Sampling a signal s at a rate of T has the effect of duplicating its spectrum an infinite amount of time with an n/T spacing. Obviously if the spectrum is larger than 1/T (max complex frequency 1/2T), then overlapp (aliasing) occurs and original info is lost.
So, assuming that spectrum is below that 1/T limit, sampling at T/2 has the effect of duplicating spectrum every 2n/T and sampling at 4T spaces it at 4n/T. So, mathematically speaking, a signal with a spectrum below 1/T and sampled at T/2 or T/4 can be simply punctured at 1/2 or 1/4 without any loss of information, assuming that you do a perfect cardinal sine filtering when you switch back to analogue domain.
What I meant by "no filtering needed" is that if you want do downsample at non integer multiple of initial rate, then you have to re-interpolate (filtering ...) in the digital domain at the new rate . When it is an integer multiple, there is no need of that.

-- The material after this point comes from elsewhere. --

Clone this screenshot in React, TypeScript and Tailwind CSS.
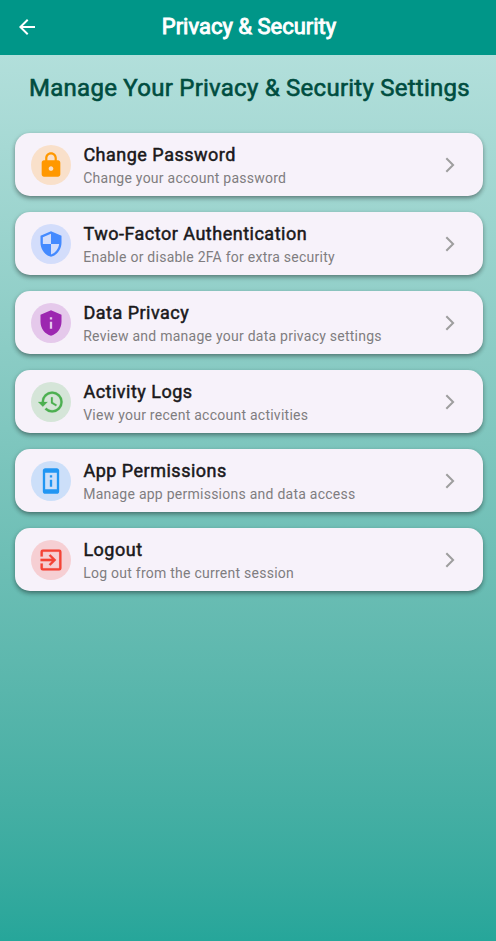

And if you downsample in respect with spectrum size, there is no need to lowpass filter
In "real life", the analogue conversion filtering is not a perfect cardinal sine and the benefit of oversampling is that by increasing space between spectrum "replica", you ease the analogue filtering requirements. But, without entering into an audiophile debate, assuming a decent DAC, I was suggesting that in case the host CPU is a problem, moving from 96K to 48K without filtering should be done by 1/2 puncturing which requires no CPU, re-interpolating and lowpass is not needed
(PS: I'm not trying to be pedantic, sorry if it looks like that)
there is not much that could aliase down ? Or for other reasons there are nothing much above the limit .
There might be real world issues anyway ,but that's beyond my detailed understanding . I think the current use of SoX is best practice .
But the LMS architecture may need a compromise solution for low CPU servers that just do as you suggest with multiples of the sample rate giving end results that's playable but may be compromised . Or is there a less CPU demanding resampler out there .
Or is it so simple as give SoX the right commands and it runs a less demanding procedure .
But how many low CPU servers is there today ? Would not mores law fix this faster than the comunity finds a solution ?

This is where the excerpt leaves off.